Primeiro tem que trabalhar a capacitação, ele tem que se preparar para o novo mercado de trabalho, do mundo analógico para o digital. Preparar para esse novo mundo é importante. E também modernizar mesmo o que está na indústria, reciclar esse profissional seja na sua ocupação original ou em outra ocupação”
Vladyson Viana
Presidente do IDT/Sine

Viana acrescenta que o empreendedorismo pode ser uma saída para essa faixa etária que têm dificuldades de voltar para o mercado de trabalho. Por conta disso, ele avalia que é essencial que existam políticas de microcrédito voltadas para esse público. 

Capacitação é a chave 

O professor de economia da Universidade Federal do Ceará (UFC) Rafael Barros considera que o mercado em si não discrimina as pessoas pela idade. Segundo ele, o que acontece é que apesar de os trabalhadores mais velhos normalmente terem mais experiência, muitas vezes falta uma atualização a novas tecnologias. 

“Depende muito do tipo de pessoa, se é uma pessoa com muita experiência, mas com pouco conhecimento moderno, provavelmente está fora do mercado e tem dificuldade de inserção. Agora aquelas pessoas mais velhas, mas que conseguiram se atualizar com as mudanças, elas estão muito bem porque além da experiência tem um conhecimento razoável para continuar no mercado de trabalho e ser bem remunerado”, aponta. 

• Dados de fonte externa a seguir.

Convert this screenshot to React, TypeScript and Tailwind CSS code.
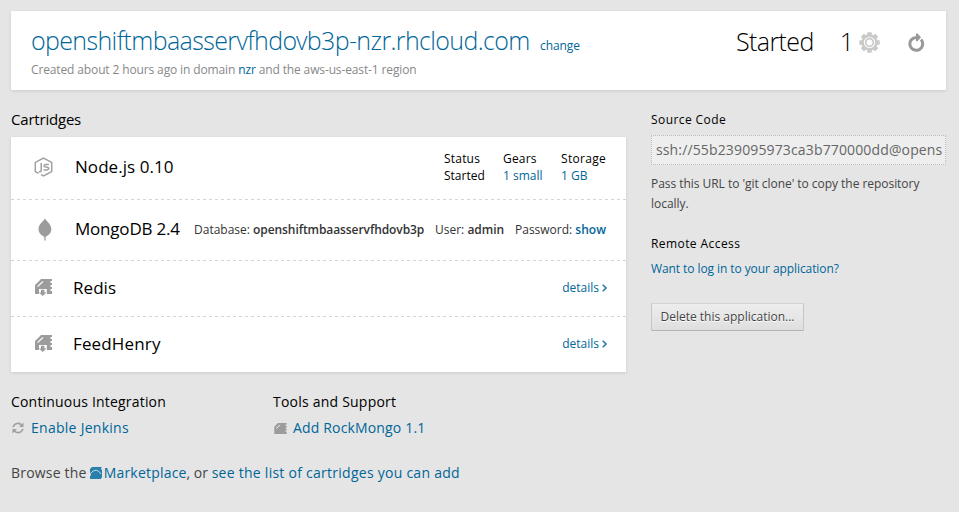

Ele ressalta que algumas profissões que exijam maior condicionamento físico podem até ter restrições, mas que, no geral, cargos mais intelectuais ou de escritórios levam mais em conta habilidades que idade. 

O economista pontua que é fundamental que o público maior de 50 anos busque se atualizar para, no mínimo, saber utilizar ferramentas básicas em computadores, algo indispensável hoje.  

“É importante que haja processos de qualificação para pessoas mais velhas se recolocarem no mercado de trabalho. É difícil que elas tenham a mesma habilidade que um jovem com computador, por exemplo. O mínimo é usar computador, Excel, Word e outros. O que pode aumentar a recolocação dessas pessoas é a qualificação”, reforça.